In your sighting the quote above, you underlined "for sin is not spiritual reality" which to me, means that you imply that sin is unseen or invisible? but the remaining quote reaffirms that mortals are identified with sin.
Whoa Nelly . . . I'm not implying anything. The quote says what it says. Sin is conscious, deliberate disloyalty to God and an unwillingness to do his will. God doesn't see the sin, he sees the person who is fighting against him. And since God is the only true reality there is, the more a person resists to align him/herself with reality, or God, the less real he/she becomes.
It would appear that the indwelling spirit is unaffected by sin but attempt to adjust the mortal through the recognition of sin to the sinful mortal. Jesus' part is the mercy from the affect of sin, should sin persist in the mortal.
I'm not sure what you're talking about exactly, but the Adjuster most certainly suffers from our sins and evil thinking. 108:6.2 Through the bestowal of the divine gifts the Father makes the closest possible approach to sin and evil, for it is literally true that the Adjuster must coexist in the mortal mind even in the very midst of human unrighteousness. The indwelling Adjusters are particularly tormented by those thoughts which are purely sordid and selfish; they are distressed by irreverence for that which is beautiful and divine, and they are virtually thwarted in their work by many of man’s foolish animal fears and childish anxieties.

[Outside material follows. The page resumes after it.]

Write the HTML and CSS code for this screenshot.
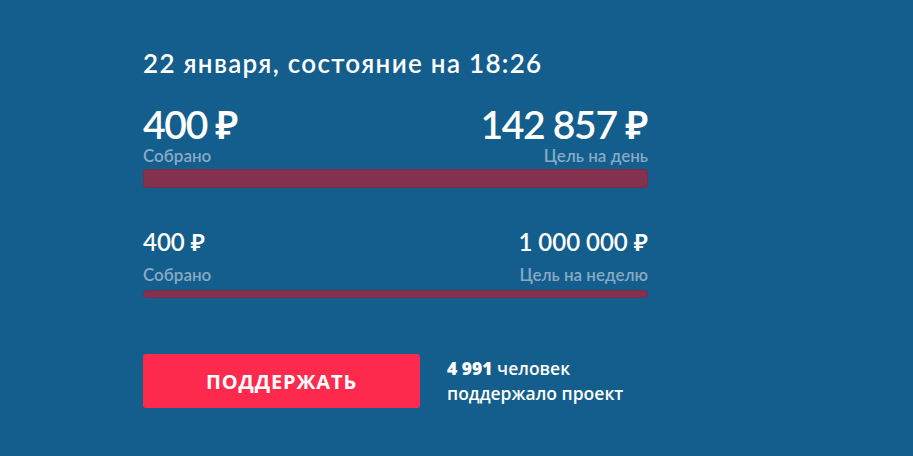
FILE: index.html
```html
<!DOCTYPE html>
<html lang="ru">
<head>
    <meta charset="utf-8">
    <title>Сбор средств</title>
    <link rel="stylesheet" href="styles.css">
</head>
<body>
    <div class="panel">
        <h1 class="title">22 января, состояние на 18:26</h1>

        <div class="goal goal-day">
            <div class="goal-row">
                <div class="sum">400 ₽</div>
                <div class="sum">142 857 ₽</div>
            </div>
            <div class="goal-row">
                <div class="label">Собрано</div>
                <div class="label">Цель на день</div>
            </div>
            <div class="bar"></div>
        </div>

        <div class="goal goal-week">
            <div class="goal-row">
                <div class="sum">400 ₽</div>
                <div class="sum">1 000 000 ₽</div>
            </div>
            <div class="goal-row">
                <div class="label">Собрано</div>
                <div class="label">Цель на неделю</div>
            </div>
            <div class="bar"></div>
        </div>

        <div class="support">
            <button class="btn">ПОДДЕРЖАТЬ</button>
            <p class="backers"><b>4 991</b> человек<br>поддержало проект</p>
        </div>
    </div>
</body>
</html>
```
FILE: styles.css
```css
*{
    margin: 0;
    padding: 0;
    box-sizing: border-box;
}
body{
    background: #135e8c;
    color: #fff;
    font-family: Lato, "Noto Sans", sans-serif;
    height: 456px;
    overflow: hidden;
}

.panel{
    width: 505px;
    margin-left: 143px;
    padding-top: 48px;
}

.title{
    font-size: 26px;
    font-weight: 600;
    line-height: 30px;
    letter-spacing: 1.3px;
}

.goal-row{
    display: flex;
    justify-content: space-between;
}

.sum{
    font-weight: 600;
}

.goal-day{
    margin-top: 24px;
}
.goal-day .sum{
    font-size: 39px;
    line-height: 44px;
    letter-spacing: -1.3px;
}
.goal-day .sum:last-child{
    margin-right: 1px;
}
.goal-day .bar{
    height: 19px;
    margin-top: 3px;
    border-radius: 3px;
}

.goal-week{
    margin-top: 40px;
}
.goal-week .sum{
    font-size: 24px;
    line-height: 28px;
}
.goal-week .label{
    margin-top: 9px;
}
.goal-week .bar{
    height: 8px;
    margin-top: 5px;
    border-radius: 4px;
}

.label{
    font-size: 17px;
    font-weight: 600;
    line-height: 20px;
    color: #88aac4;
}

.bar{
    background: #84304f;
    border: 1px solid #7b2d4d;
}

.support{
    display: flex;
    align-items: center;
    margin-top: 56px;
}

.btn{
    width: 277px;
    height: 54px;
    border: 0;
    border-radius: 3px;
    background: #fd2a4e;
    color: #fff;
    font-family: "Open Sans", sans-serif;
    font-weight: 700;
    font-size: 20px;
    letter-spacing: 0.9px;
}

.backers{
    margin-left: 27px;
    font-family: "Open Sans", sans-serif;
    font-size: 17.5px;
    line-height: 25px;
    font-weight: 600;
}
.backers b{
    font-weight: 800;
}
```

Mercy comes from God, Jesus is the revelation of God's mercy. But despite a lavish gift of mercy credits, it is possible for a person to become so unreal as to make mercy unattainable. Although God, as a person, has no attitude toward sin because sin is not a person, the law of God does most certainly react to sin.146:2.5 4. There is a basic law of justice in the universe which mercy is powerless to circumvent. The unselfish glories of Paradise are not possible of reception by a thoroughly selfish creature of the realms of time and space. Even the infinite love of God cannot force the salvation of eternal survival upon any mortal creature who does not choose to survive. Mercy has great latitude of bestowal, but, after all, there are mandates of justice which even love combined with mercy cannot effectively abrogate.